My review of the project:
I learned a lot working on this project. I appreciate the fact that it is the first time we are exposed to a dataset of this size throughout the course. I found the project challenging because of everything that you can possibly do and the fact that you are not following guided instructions. You can get lost, lose focus, and make something that is not cohesive. After finishing the Computer Science Path, and now at this point being 90% through the Data Scientist Path, I felt like this was the hardest (but rewarding) thing I ever did in Codecademy.
It took me around 7 weeks to complete this. Why? Lack of experience working on a dataset this large, and, along the way I kept on learning things that are not covered in the existing Career Path. Those things are:
- Converting a Pandas DataFrame to a SciPy compressed sparse row matrix, and dealing with sparse data in Pandas in general
- Interactive data visualization using Plotly
- Interactivity in Jupyter Notebooks through the use of Jupyter Widgets (ipywidgets)
- How to make a Donut Plot using matplotlib
- How to make wordclouds
- How to share a Jupyter Notebook online using nbviewer, because the notebook nor the notebook html won’t render in Github
You will see examples and code for all of these things in my project notebook. The sections involving ipywidgets need to be run on a Jupyter Notebook in order to load. In the current state of the notebook, it takes 10-20 mins for the notebook to run all cells on my Intel(R) Core™ i5-3210M 10 year-old computer.

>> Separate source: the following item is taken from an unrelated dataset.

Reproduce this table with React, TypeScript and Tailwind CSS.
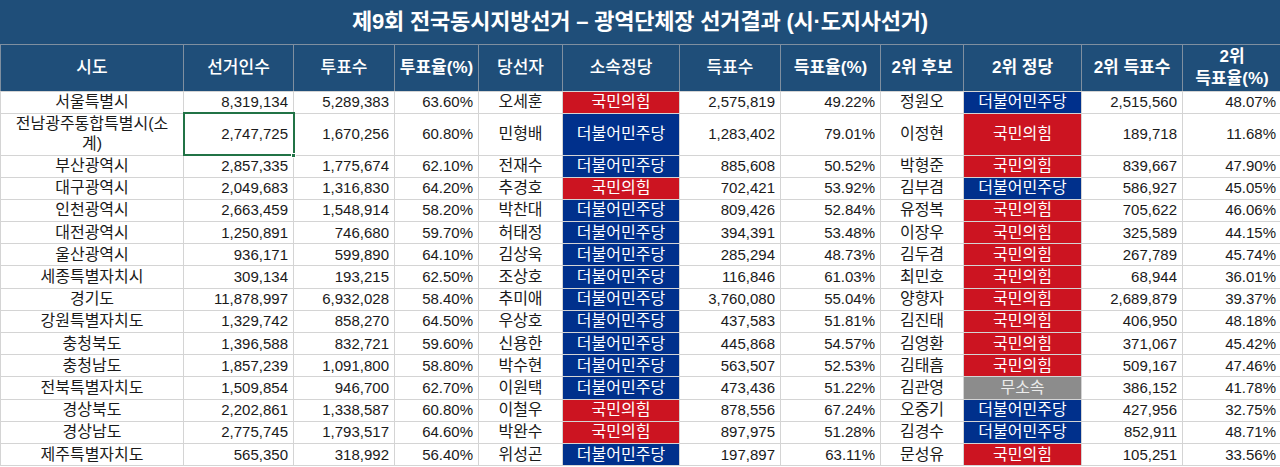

Feedback that I would appreciate:
- The project in its current form is not exactly non-data scientist friendly. Any tips on that?
- Critique of the Machine Learning Model’s parameters, feature selection, etc.
- More ways to build on the NLP analysis
- Feedback on whether everything loads properly when you view the notebook in the links
- Overall project review, thoughts, comments, and feedback in general
After some time, I will revisit this to retouch and revise, and to create a version that is easily presentable to a non-data scientist.